Hyrum’s Law, articulated by Hyrum Wright at Google and discussed at length in Software Engineering at Google, is newer and more narrowly scoped: with enough users of an API, every observable behavior will be depended upon by someone, regardless of what the documented contract says. This one is definitionally hard to refute once you have accepted what it means by “sufficient number of users,” but it is not empty. The implication is concrete: at scale, there is no such thing as an internal implementation detail if it is observable. Latency profiles, error message wording, ordering of results that the spec treats as undefined, behavior on malformed input that technically violates the contract, all of it gets depended upon. Anyone who has shipped a library used by more than a few hundred projects has encountered this.
I ran into a version of it while working on a Discord bot framework. I changed how the bot serialized a timestamp in an internal event payload, something no documented API surface touched, and broke two downstream scripts someone had written to parse the bot’s log output. Hyrum’s Law at a very small scale, but the structure is identical.
The Useful Heuristics Dressed as Laws
Brooks’s Law, from Fred Brooks’s 1975 book The Mythical Man-Month, states that adding people to a late software project makes it later. The mechanism Brooks proposed is that onboarding cost and communication overhead grow roughly with the square of team members, so the short-term drag of bringing someone new up to speed exceeds the short-term gain in output.
This is a useful heuristic with real explanatory power for a certain class of projects, but calling it a law overstates the universality. It applies most strongly to projects with high interdependency between tasks and significant onboarding complexity. A parallelizable project with clear module boundaries and good documentation can absorb new contributors without the classic Brooks penalty. Open-source projects add contributors mid-flight all the time. The law is better understood as a warning about a specific failure mode than as a universal constraint.
Goodhart’s Law did not originate in software, coming instead from economist Charles Goodhart’s 1975 observation about monetary policy targets, but it applies with brutal precision to engineering metrics. The standard formulation is: when a measure becomes a target, it ceases to be a good measure. In software this surfaces constantly. Story points as velocity metrics get gamed until the points measure nothing. Code coverage targets produce tests that execute code without asserting anything meaningful. Deployment frequency as a DORA metric produces tiny no-op deploys. The measure starts as a proxy for the thing you care about and ends as a substitute for it.
The Tautologies
Hofstadter’s Law states that a task always takes longer than expected, even when you account for Hofstadter’s Law. The self-referential structure is charming but it means the law cannot be violated, which means it is not predicting anything. It is a joke about the intractability of estimation dressed in the clothes of a law. That does not make it useless as a reminder to pad your estimates, but you should not confuse it with something that tells you why estimation is hard or what to do about it.
The Era-Specific Ones
Wirth’s Law, software gets slower faster than hardware gets faster, was coined by Niklaus Wirth in a 1995 paper titled “A Plea for Lean Software.” It resonated in the 1990s when managed runtimes, garbage collectors, and increasingly abstracted frameworks were piling overhead onto hardware that was doubling in speed every eighteen months.
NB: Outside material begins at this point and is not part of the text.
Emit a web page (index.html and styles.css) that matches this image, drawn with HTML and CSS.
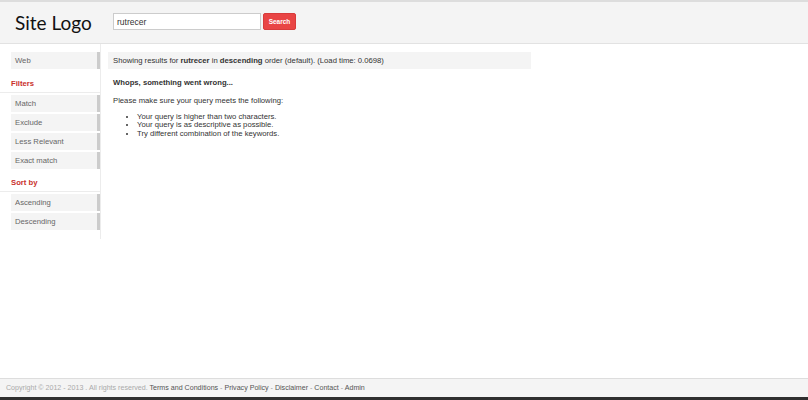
FILE: index.html
```html
<!DOCTYPE html>
<html>
    <head>
        <meta charset="utf-8">
        <title>Search</title>
        <link rel="stylesheet" href="styles.css">
    </head>
    <body>
        <div class="header">
            <div class="logo">Site Logo</div>
            <form class="search">
                <input class="search-box" type="text" value="rutrecer">
                <button class="search-btn" type="button">Search</button>
            </form>
        </div>
        <div class="main">
            <div class="sidebar">
                <div class="side-item">Web</div>
                <div class="side-head">Filters</div>
                <div class="side-item">Match</div>
                <div class="side-item">Exclude</div>
                <div class="side-item">Less Relevant</div>
                <div class="side-item">Exact match</div>
                <div class="side-head">Sort by</div>
                <div class="side-item">Ascending</div>
                <div class="side-item">Descending</div>
            </div>
            <div class="content">
                <div class="info">Showing results for <b>rutrecer</b> in <b>descending</b> order (default). (Load time: 0.0698)</div>
                <p class="oops">Whops, something went wrong...</p>
                <p>Please make sure your query meets the following:</p>
                <ul class="tips">
                    <li>Your query is higher than two characters.</li>
                    <li>Your query is as descriptive as possible.</li>
                    <li>Try different combination of the keywords.</li>
                </ul>
            </div>
        </div>
        <div class="footer">
            <span class="copy">Copyright &copy; 2012 - 2013 . All rights reserved.</span>
            <a href="#">Terms and Conditions</a> - <a href="#">Privacy Policy</a> - <a href="#">Disclaimer</a> - <a href="#">Contact</a> - <a href="#">Admin</a>
        </div>
        <div class="taskbar"></div>
    </body>
</html>
```
FILE: styles.css
```css
html, body {
    margin: 0;
    height: 100%;
}

body {
    display: flex;
    flex-direction: column;
    font-family: "Liberation Sans", Arial, sans-serif;
    font-size: 7.7px;
    color: #333;
    background-color: #fff;
}

    /*top bar*/

.header {
    display: flex;
    align-items: center;
    height: 41px;
    border-top: 2px solid #ddd;
    border-bottom: 1px solid #e2e2e2;
    background-color: #f4f4f4;
}

.logo {
    width: 98px;
    padding-left: 15px;
    font-family: Lato, "Open Sans", sans-serif;
    font-size: 19px;
    color: #111;
}

.search {
    display: flex;
    margin: -2px 0 0 0;
}

.search-box {
    width: 140px;
    height: 15px;
    padding: 0 3px;
    margin: 0;
    border: 1px solid #ccc;
    font-family: "Liberation Sans", Arial, sans-serif;
    font-size: 8.5px;
    color: #333;
    outline: none;
}

.search-btn {
    width: 33px;
    height: 17px;
    margin-left: 2px;
    padding: 0;
    border: 1px solid #d83b3b;
    border-radius: 2px;
    background-color: #e94545;
    color: #fff;
    font-family: "Liberation Sans", Arial, sans-serif;
    font-size: 6.5px;
    font-weight: bold;
}

    /*body*/

.main {
    display: flex;
    flex: 1;
    align-items: flex-start;
}

.sidebar {
    width: 89px;
    padding: 8px 0 7px 11px;
    border-right: 1px solid #ececec;
}

.side-item {
    height: 17px;
    line-height: 17px;
    margin-bottom: 2px;
    padding-left: 4px;
    background-color: #f4f4f4;
    border-right: 3px solid #ccc;
    color: #666;
}

.side-head {
    margin: 9.5px 0 2px -11px;
    padding: 0 0 4px 11px;
    line-height: 9px;
    border-bottom: 1px solid #ececec;
    color: #c9302c;
    font-weight: bold;
}

.content {
    padding: 8px 0 0 7px;
}

.info {
    width: 418px;
    height: 17px;
    line-height: 17px;
    padding-left: 5px;
    background-color: #f4f4f4;
}

.content p {
    margin: 0;
    padding-left: 5px;
    line-height: 9px;
}

.content p.oops {
    margin: 8.5px 0 9px 0;
    font-weight: bold;
}

.tips {
    margin: 8px 0 0 0;
    padding-left: 29px;
    line-height: 8.7px;
}

    /*bottom bar*/

.footer {
    height: 18px;
    line-height: 18px;
    padding-left: 6px;
    border-top: 1px solid #ddd;
    background-color: #f4f4f4;
    font-size: 7.1px;
    color: #999;
}

.footer a {
    color: #555;
    text-decoration: none;
}

.footer .copy {
    color: #aaa;
}

.taskbar {
    height: 3px;
    background-color: #2f2f2f;
}
```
In 2026, the hardware scaling story is more complicated. Single-core clock speeds have plateaued. DRAM latency has barely moved in a decade. The places where software genuinely got “slower” were often justified by developer productivity, security, or correctness tradeoffs that the hardware performance gains made affordable. The places where it was unjustified bloat are real but harder to attribute to a clean law.
Postel’s Law, “be conservative in what you send, be liberal in what you accept,” shaped TCP/IP and an enormous amount of internet protocol design. It has also been seriously criticized. Mark Nottingham and others have argued that liberal acceptance of malformed input is precisely what makes protocols accumulate technical debt, security vulnerabilities, and cross-implementation inconsistencies. HTML parsing is a canonical example: browsers’ willingness to accept malformed markup created an ecosystem of pages that only worked in certain parsers, making the ecosystem harder to move. The law may have been right for a bootstrapping phase of the internet and wrong as a permanent posture.
What to Do With All of This
The value of these named laws is not that they are universally true. It is that each one captures a pattern that was observed frequently enough that someone gave it a name, which makes it faster to reason about and communicate. Conway’s Law in a team discussion immediately invokes a whole model of organizational coupling. Goodhart’s Law in a metrics review cuts through a lot of defensive argument.
But the names create a false sense of authority. A law sounds like a law of physics, invariant and deduced from first principles. Most of these are generalizations from limited observation, made in a specific era, about systems that shared certain characteristics. Applying them thoughtfully means asking: does this project share the characteristics that made the pattern hold? Is the mechanism that drives this law present in my situation?
The HN thread has, as it usually does for this kind of compilation, a useful subthread where people dispute which laws belong and which are redundant or overfit. That conversation is arguably more useful than the list itself, because it forces you to articulate why each one holds rather than just accepting it as received wisdom.
The best engineering judgment is not knowing the laws. It is knowing when they apply.